> [Dataset extract]
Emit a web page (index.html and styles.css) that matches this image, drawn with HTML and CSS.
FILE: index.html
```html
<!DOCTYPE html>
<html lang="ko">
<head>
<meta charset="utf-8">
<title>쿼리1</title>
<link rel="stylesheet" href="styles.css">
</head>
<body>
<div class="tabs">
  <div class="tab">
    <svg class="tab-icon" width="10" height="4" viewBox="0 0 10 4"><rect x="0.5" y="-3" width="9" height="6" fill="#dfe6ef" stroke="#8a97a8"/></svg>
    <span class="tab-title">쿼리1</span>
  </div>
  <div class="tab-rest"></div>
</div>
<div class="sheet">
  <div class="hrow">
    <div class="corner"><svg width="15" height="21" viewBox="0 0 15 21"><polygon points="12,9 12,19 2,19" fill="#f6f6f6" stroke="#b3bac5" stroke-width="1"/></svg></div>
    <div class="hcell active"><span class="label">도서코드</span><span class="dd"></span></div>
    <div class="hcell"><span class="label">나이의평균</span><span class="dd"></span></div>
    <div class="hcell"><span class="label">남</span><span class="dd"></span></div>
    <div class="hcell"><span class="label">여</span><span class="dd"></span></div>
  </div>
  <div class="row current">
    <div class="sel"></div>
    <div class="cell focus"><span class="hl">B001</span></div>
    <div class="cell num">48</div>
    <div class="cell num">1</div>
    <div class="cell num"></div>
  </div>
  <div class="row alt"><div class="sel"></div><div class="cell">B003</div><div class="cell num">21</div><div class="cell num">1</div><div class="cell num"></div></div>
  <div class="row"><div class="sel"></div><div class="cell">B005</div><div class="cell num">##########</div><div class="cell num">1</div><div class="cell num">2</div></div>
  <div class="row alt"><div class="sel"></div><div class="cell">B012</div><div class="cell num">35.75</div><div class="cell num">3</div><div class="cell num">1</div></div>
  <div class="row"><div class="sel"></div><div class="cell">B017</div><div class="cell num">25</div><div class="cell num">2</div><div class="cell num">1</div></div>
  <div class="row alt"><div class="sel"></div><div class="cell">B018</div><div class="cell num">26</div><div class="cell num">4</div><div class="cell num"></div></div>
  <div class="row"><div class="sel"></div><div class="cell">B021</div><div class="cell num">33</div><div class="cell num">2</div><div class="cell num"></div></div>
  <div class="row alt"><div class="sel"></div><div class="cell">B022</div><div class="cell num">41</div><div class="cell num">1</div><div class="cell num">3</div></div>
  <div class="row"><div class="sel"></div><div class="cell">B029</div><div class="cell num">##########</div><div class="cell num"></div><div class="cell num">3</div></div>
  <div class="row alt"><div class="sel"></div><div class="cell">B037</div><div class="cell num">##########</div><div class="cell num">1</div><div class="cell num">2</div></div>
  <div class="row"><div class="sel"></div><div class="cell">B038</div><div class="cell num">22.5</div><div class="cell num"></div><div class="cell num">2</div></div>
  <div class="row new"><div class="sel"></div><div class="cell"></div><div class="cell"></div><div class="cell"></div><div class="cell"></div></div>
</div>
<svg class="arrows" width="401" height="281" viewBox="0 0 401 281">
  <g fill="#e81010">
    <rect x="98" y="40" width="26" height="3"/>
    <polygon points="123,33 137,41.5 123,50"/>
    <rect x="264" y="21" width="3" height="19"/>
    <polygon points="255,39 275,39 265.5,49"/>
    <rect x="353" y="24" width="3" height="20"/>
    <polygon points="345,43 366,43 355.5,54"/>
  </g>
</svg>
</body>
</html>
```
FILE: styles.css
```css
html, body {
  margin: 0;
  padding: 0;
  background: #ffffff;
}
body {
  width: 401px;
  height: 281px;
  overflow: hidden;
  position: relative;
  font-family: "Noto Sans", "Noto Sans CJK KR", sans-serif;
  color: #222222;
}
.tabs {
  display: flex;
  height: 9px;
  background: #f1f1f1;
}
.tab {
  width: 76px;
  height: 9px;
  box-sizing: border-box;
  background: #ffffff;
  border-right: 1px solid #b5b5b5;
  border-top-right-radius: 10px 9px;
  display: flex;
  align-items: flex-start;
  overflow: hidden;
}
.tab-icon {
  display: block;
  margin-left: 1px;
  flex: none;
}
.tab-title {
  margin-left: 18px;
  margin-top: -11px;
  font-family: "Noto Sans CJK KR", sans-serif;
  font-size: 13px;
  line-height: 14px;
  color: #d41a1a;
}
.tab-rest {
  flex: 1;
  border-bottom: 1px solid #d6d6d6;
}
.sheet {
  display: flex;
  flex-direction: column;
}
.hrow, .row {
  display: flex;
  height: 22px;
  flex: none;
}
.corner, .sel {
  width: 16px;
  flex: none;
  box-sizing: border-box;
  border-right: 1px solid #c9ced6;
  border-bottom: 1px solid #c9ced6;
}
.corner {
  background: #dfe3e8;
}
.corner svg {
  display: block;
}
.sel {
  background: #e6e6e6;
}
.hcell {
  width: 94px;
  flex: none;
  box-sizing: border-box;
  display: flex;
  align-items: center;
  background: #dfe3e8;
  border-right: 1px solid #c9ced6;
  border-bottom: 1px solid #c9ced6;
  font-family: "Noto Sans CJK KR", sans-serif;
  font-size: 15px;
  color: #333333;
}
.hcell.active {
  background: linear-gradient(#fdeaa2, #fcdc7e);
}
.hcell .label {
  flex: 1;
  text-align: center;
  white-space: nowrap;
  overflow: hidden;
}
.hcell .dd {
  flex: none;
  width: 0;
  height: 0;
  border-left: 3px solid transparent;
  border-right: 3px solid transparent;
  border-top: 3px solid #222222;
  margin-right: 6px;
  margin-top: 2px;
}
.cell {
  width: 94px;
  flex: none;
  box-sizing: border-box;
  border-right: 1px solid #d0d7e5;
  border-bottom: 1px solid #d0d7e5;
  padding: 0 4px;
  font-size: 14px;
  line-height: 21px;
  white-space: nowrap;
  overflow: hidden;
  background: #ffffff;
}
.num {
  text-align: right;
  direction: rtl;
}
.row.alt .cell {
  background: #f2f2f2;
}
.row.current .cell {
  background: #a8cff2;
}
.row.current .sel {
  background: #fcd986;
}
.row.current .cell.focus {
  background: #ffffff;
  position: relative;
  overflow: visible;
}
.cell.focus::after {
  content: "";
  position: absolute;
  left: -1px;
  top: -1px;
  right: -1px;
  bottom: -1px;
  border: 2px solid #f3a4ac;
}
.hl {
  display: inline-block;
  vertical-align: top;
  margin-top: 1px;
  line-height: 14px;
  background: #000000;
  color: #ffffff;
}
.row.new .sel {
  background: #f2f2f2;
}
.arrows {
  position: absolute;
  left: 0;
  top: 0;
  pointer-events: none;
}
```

> [Task description]
Count every line in the data where the string "index" occurs. Give nothing except the number.

> [Exercise output]
2